Lance Dixon is a professor in the Particle Theory Group at the SLAC National Accelerator Laboratory of Stanford University and a member of the U.S. National Academy of Sciences. He has held visiting positions at the University of Cambridge, Durham University, Ecole Normale Supérieure, CERN, Perimeter Institute, Caltech, ETH Zurich, and the University of Zurich. He was awarded the Sakurai Prize of the American Physical Society for his scattering amplitudes research (2014), together with Zvi Bern and David Kosower, and received the Humboldt Research Award in 2017.
David A. Kosower is researcher at the Institut de Physique Théorique of the CEA at Saclay, in France. After graduating and completing his PhD at the Harvard University, he held postdoctoral positions at Columbia University, the Fermi National Accelerator Laboratory, and CERN. He held visiting appointments at the University of Zurich, the Weizmann Institute, the California Institute of Technology, the Institute for Advanced Study, the Chinese Academy of Sciences (Beijing), and CERN. His research has been supported over the years by NATO and EGIDE collaborative grants, by the French National Research Agency (ANR), and especially by the European Research Council.

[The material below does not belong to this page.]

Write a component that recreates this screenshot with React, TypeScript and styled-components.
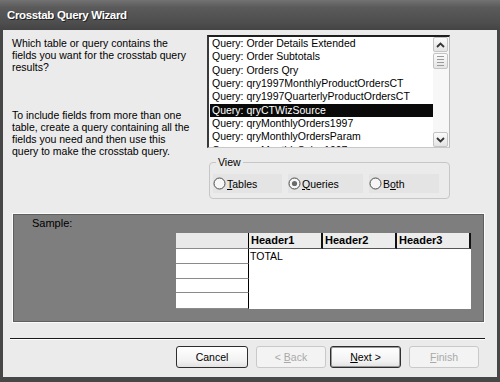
import styled, { createGlobalStyle } from "styled-components";

const GlobalStyle = createGlobalStyle`
  html, body {
    margin: 0;
    padding: 0;
    background: #ffffff;
  }
  body {
    font-family: "Liberation Sans", Arial, sans-serif;
    font-size: 10.5px;
    color: #000;
  }
`;

const Window = styled.div`
  width: 500px;
  height: 382px;
  display: flex;
  flex-direction: column;
  background: #474747;
  overflow: hidden;
`;

const TitleBar = styled.div`
  height: 30px;
  flex: none;
  display: flex;
  align-items: center;
  padding-left: 7px;
  background: linear-gradient(#727272, #5a5a5a 25%, #4e4e4e 75%, #444444);
  color: #fff;
  font-family: "Liberation Sans", Arial, sans-serif;
  font-weight: bold;
  font-size: 11.5px;
  letter-spacing: -0.35px;
  text-shadow: 1px 1px 0 #222;
`;

const Frame = styled.div`
  flex: 1;
  display: flex;
  padding: 0 3px 5px 3px;
`;

const Body = styled.div`
  flex: 1;
  display: flex;
  flex-direction: column;
  background: #ebebeb;
  padding: 5px 9px 0 9px;
`;

const TopRow = styled.div`
  display: flex;
`;

const Intro = styled.div`
  width: 195px;
  padding-top: 2px;
  line-height: 12px;
`;

const Para = styled.p<{ $gap?: number }>`
  margin: 0 0 ${(p) => p.$gap ?? 0}px 0;
`;

const RightCol = styled.div`
  width: 243px;
  display: flex;
  flex-direction: column;
`;

const ListBox = styled.div`
  height: 113px;
  box-sizing: border-box;
  display: flex;
  background: #fff;
  border-top: 2px solid #1e1e1e;
  border-left: 2px solid #3a3a3a;
  border-right: 1px solid #b9b9b9;
  border-bottom: 1px solid #c8c8c8;
`;

const Items = styled.div`
  width: 224px;
  padding-left: 1px;
  box-sizing: border-box;
  overflow: hidden;
`;

const Item = styled.div<{ $selected?: boolean }>`
  height: 13.35px;
  line-height: 13px;
  padding-left: 2px;
  white-space: nowrap;
  background: ${(p) => (p.$selected ? "#0a0a0a" : "transparent")};
  color: ${(p) => (p.$selected ? "#fff" : "#000")};
`;

const ScrollBar = styled.div`
  width: 16px;
  display: flex;
  flex-direction: column;
  background: #f7f7f7;
`;

const ScrollButton = styled.div`
  width: 15px;
  height: 15px;
  box-sizing: border-box;
  border: 1px solid #c4c4c4;
  border-radius: 2px;
  background: linear-gradient(#fbfbfb, #e4e4e4);
  display: flex;
  align-items: center;
  justify-content: center;
`;

const Thumb = styled(ScrollButton)`
  height: 16px;
  margin-top: 1px;
  flex-direction: column;
  gap: 2px;
  span {
    display: block;
    width: 7px;
    height: 1px;
    background: #9a9a9a;
  }
`;

const Track = styled.div`
  flex: 1;
`;

const Group = styled.fieldset`
  margin: 8px 0 0 2px;
  width: 241px;
  box-sizing: border-box;
  border: 1px solid #c6c6c6;
  border-radius: 4px;
  padding: 5px 3px 5px 3px;
  min-width: 0;
`;

const Legend = styled.legend`
  margin-left: 3px;
  padding: 0 2px;
  line-height: 13px;
`;

const RadioRow = styled.div`
  display: flex;
  gap: 6px;
`;

const RadioOption = styled.label<{ $width: number }>`
  width: ${(p) => p.$width}px;
  height: 19px;
  display: flex;
  align-items: center;
  gap: 1px;
  background: #e4e4e4;
`;

const Accel = styled.span`
  text-decoration: underline;
`;

const SamplePanel = styled.div`
  margin-top: 14px;
  width: 473px;
  height: 110px;
  box-sizing: border-box;
  border: 1px solid #fbfbfb;
  box-shadow: inset 0 0 0 1px #5e5e5e;
  background: #7e7e7e;
  display: flex;
  flex-direction: column;
  padding: 3px 0 0 19px;
`;

const SampleLabel = styled.div`
  line-height: 13px;
  font-size: 11px;
`;

const SampleGrid = styled.div`
  align-self: flex-end;
  margin: 3px 13px 0 0;
  display: grid;
  grid-template-columns: 73px 74px 74px 74px;
  grid-template-rows: 16px 15px 15px 14px 16px;
`;

const RowHeadCell = styled.div<{ $head?: boolean }>`
  grid-column: 1;
  background: ${(p) => (p.$head ? "#e9e9e9" : "#fff")};
  border-right: 1px solid #000;
  border-bottom: 1px solid #8a8a8a;
`;

const ColHead = styled.div`
  background: #ececec;
  border-right: 2px solid #111;
  border-bottom: 1px solid #555;
  font-weight: bold;
  font-size: 11px;
  line-height: 15px;
  padding-left: 2px;
`;

const DataArea = styled.div`
  grid-column: 2 / 5;
  grid-row: 2 / 6;
  background: #fff;
  padding: 1px 0 0 1px;
  line-height: 13px;
`;

const Separator = styled.div`
  margin: 15px 3px 0 -2px;
  border-top: 1px solid #1a1a1a;
  border-bottom: 1px solid #fff;
`;

const ButtonRow = styled.div`
  margin: 6px 9px 0 0;
  display: flex;
  justify-content: flex-end;
`;

const Button = styled.button<{ $width: number; $gap?: number; $default?: boolean }>`
  width: ${(p) => p.$width}px;
  height: 22px;
  margin-left: ${(p) => p.$gap ?? 0}px;
  box-sizing: border-box;
  border-radius: 3px;
  font-family: "Liberation Sans", Arial, sans-serif;
  font-size: 10.5px;
  padding: 0;
  color: #000;
  background: linear-gradient(#ffffff, #f2f2f2 70%, #e2e2e2);
  border: 1px solid #2e2e2e;
  box-shadow: ${(p) => (p.$default ? "inset 0 0 0 1px #9a9a9a" : "none")};
  &:disabled {
    color: #a9a9a9;
    border-color: #c9c9c9;
    background: #f3f3f3;
  }
`;

const items = [
  "Query: Order Details Extended",
  "Query: Order Subtotals",
  "Query: Orders Qry",
  "Query: qry1997MonthlyProductOrdersCT",
  "Query: qry1997QuarterlyProductOrdersCT",
  "Query: qryCTWizSource",
  "Query: qryMonthlyOrders1997",
  "Query: qryMonthlyOrdersParam",
  "Query: qryMonthlySales1997",
];

const Chevron = ({ up }: { up?: boolean }) => (
  <svg width="9" height="6" viewBox="0 0 9 6">
    <path
      d={up ? "M1 5 L4.5 1.5 L8 5" : "M1 1 L4.5 4.5 L8 1"}
      fill="none"
      stroke="#333"
      strokeWidth="1.8"
    />
  </svg>
);

const Radio = ({ checked }: { checked?: boolean }) => (
  <svg width="13" height="13" viewBox="0 0 13 13">
    <circle cx="6.5" cy="6.5" r="5.5" fill="#f6f6f6" stroke="#4a4a4a" strokeWidth="1" />
    {checked && <circle cx="6.5" cy="6.5" r="2.6" fill="#6a6a6a" />}
  </svg>
);

const App = () => {
  return (
    <>
      <GlobalStyle />
      <Window>
        <TitleBar>Crosstab Query Wizard</TitleBar>
        <Frame>
          <Body>
            <TopRow>
              <Intro>
                <Para $gap={36}>
                  Which table or query contains the
                  <br />
                  fields you want for the crosstab query
                  <br />
                  results?
                </Para>
                <Para>
                  To include fields from more than one
                  <br />
                  table, create a query containing all the
                  <br />
                  fields you need and then use this
                  <br />
                  query to make the crosstab query.
                </Para>
              </Intro>
              <RightCol>
                <ListBox>
                  <Items>
                    {items.map((it) => (
                      <Item key={it} $selected={it === "Query: qryCTWizSource"}>
                        {it}
                      </Item>
                    ))}
                  </Items>
                  <ScrollBar>
                    <ScrollButton>
                      <Chevron up />
                    </ScrollButton>
                    <Thumb>
                      <span />
                      <span />
                      <span />
                      <span />
                    </Thumb>
                    <Track />
                    <ScrollButton>
                      <Chevron />
                    </ScrollButton>
                  </ScrollBar>
                </ListBox>
                <Group>
                  <Legend>View</Legend>
                  <RadioRow>
                    <RadioOption $width={69}>
                      <Radio />
                      <span>
                        <Accel>T</Accel>ables
                      </span>
                    </RadioOption>
                    <RadioOption $width={75}>
                      <Radio checked />
                      <span>
                        <Accel>Q</Accel>ueries
                      </span>
                    </RadioOption>
                    <RadioOption $width={70}>
                      <Radio />
                      <span>
                        B<Accel>o</Accel>th
                      </span>
                    </RadioOption>
                  </RadioRow>
                </Group>
              </RightCol>
            </TopRow>

            <SamplePanel>
              <SampleLabel>Sample:</SampleLabel>
              <SampleGrid>
                <RowHeadCell $head style={{ gridRow: 1 }} />
                <ColHead>Header1</ColHead>
                <ColHead>Header2</ColHead>
                <ColHead>Header3</ColHead>
                <RowHeadCell style={{ gridRow: 2 }} />
                <RowHeadCell style={{ gridRow: 3 }} />
                <RowHeadCell style={{ gridRow: 4 }} />
                <RowHeadCell style={{ gridRow: 5 }} />
                <DataArea>TOTAL</DataArea>
              </SampleGrid>
            </SamplePanel>

            <Separator />

            <ButtonRow>
              <Button $width={72}>Cancel</Button>
              <Button $width={70} $gap={8} disabled>
                &lt; <Accel>B</Accel>ack
              </Button>
              <Button $width={71} $gap={4} $default>
                <Accel>N</Accel>ext &gt;
              </Button>
              <Button $width={70} $gap={8} disabled>
                <Accel>F</Accel>inish
              </Button>
            </ButtonRow>
          </Body>
        </Frame>
      </Window>
    </>
  );
};

export default App;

“Galileo Galilei Medal” award
INFN founded the “Galileo Galilei Medal” award in honor of the father of the scientific method and of modern physics. The award was created in 2018 when the GGI was established as an INFN National Centre for Advanced Studies, in partnership with the University of Florence. Starting from 2019, the Galileo Galilei Medal is assigned every two years by an international selection committee appointed by INFN. The medal is awarded to scientists (three at most) who, in the 25 years before the date of the award, have achieved outstanding results in the areas of theoretical physics of interest to INFN, such as fundamental interactions among elementary particles, including gravity and nuclear phenomena.
The members of the selection committee for the Galileo Galilei Medal 2023 are Eliezer Rabinovici (Hebrew University - chair), Graciela Gelmini (UCLA), Juan Martin Maldacena (Institute for Advanced Study), Michael E. Peskin (SLAC/Stanford University), Mikhail Shifman (University of Minnesota).
The Galileo Galilei Medal 2021 was awarded to Alessandra Buonanno, Thibault Damour and Frans Pretorius “for the fundamental understanding of sources of gravitational radiation by complementary analytic and numerical techniques, enabling predictions that have been confirmed by gravitational wave observations and are now key tools in this new branch of astronomy”.
While the Galileo Galilei Medal 2019 was assigned to Juan Martin Maldacena “for his ground-breaking ideas in theoretical physics, and especially for the discovery of duality between gravity and ordinary quantum field theory, with far-reaching implications.”
The Medal
The Galileo Galilei Medal was crafted by a famous Florentine workshop, Picchiani&Barlacchi, with over a century of tradition of artistic and commemorative medals, plaques and trophies.
In the laboratory the processing of the products follows traditional methods, such as the design, the creation of the plaster model, the casting and finishing of the model, the pantograph reduction, the production of the punchcutting and the coining.
The GGI
The Galileo Galilei Institute (GGI) of Florence is the first European Institute dedicated to organising and hosting advanced long term research programs dedicated to the highlights of the theoretical physics of fundamental interactions. The GGI is on the hill of Arcetri, a historically significant site for physics and astronomy, where Galileo Galilei spent the last eleven years of his life. At the GGI, which is the National Center for Advanced Studies of INFN, several PhD schools dedicated to string theory, theoretical physics of elementary particles, theoretical nuclear physics, statistical field theory, astroparticle physics and cosmology take place every year.